しかし、執行停止制度が行政事件訴訟法上の制度である以上、その制度を用いることは、同法
が民事訴訟法上の仮処分を排除していることに何ら抵触するものではないし、本件処分の執行停
止は、前記一及び二で説示したとおり、行政事件訴訟法二五条所定の要件の存在を判断した上で
されるものであって、単に本案訴訟の提起及び係属のみを理由に容易にされているものでもな
い。また、相手方がそのほかに主張するところは、いずれも退去強制令書の執行停止による一般
的な影響をいうものであって具体性がなく、主張自体失当であるし、本件において、本件退令に
基づく執行を停止すると公共の福祉に重大な影響を及ぼすおそれがあるとの事情をうかがわせる
疎明はない。
四 執行停止の期間について
前記二の「本案について理由がないとみえるとき」に該当するかどうかの判断については、本
案事件の第一審判決の結論いかんにより影響を受けるものである。

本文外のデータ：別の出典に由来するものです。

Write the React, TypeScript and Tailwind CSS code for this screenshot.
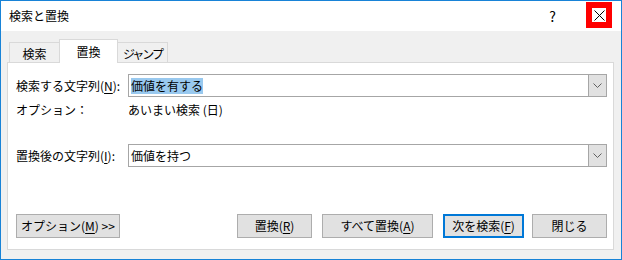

そして、本案事件の第一審判
決において申立人敗訴の判決が言い渡された場合でも、なお「本案について理由がないとみえる
とき」に該当しないとまでいうことは困難であり、この点については、本案事件の第一審判決の
帰趨を待って改めて判断すべきものと解される。
しかして、本件退令に基づく執行の停止の期間は、執行停止期間満了時の円滑な事務処理の必
要性をも考慮し、本案事件の第一審判決言渡しの日から起算して一〇日限りとするのが相当であ
る。
五 結論
よって、本件申立ては、本案事件の第一審判決の言渡しの日から起算して一〇日後までの間に
つき本件退令に基づく執行の停止を求める限度で理由があるから、その限度でこれを認容し、そ
の余の部分は理由がないからこれを却下することとし、申立費用の負担について、行政事件訴訟
法七条、民事訴訟法六一条、六四条本文を適用して、主文のとおり決定する。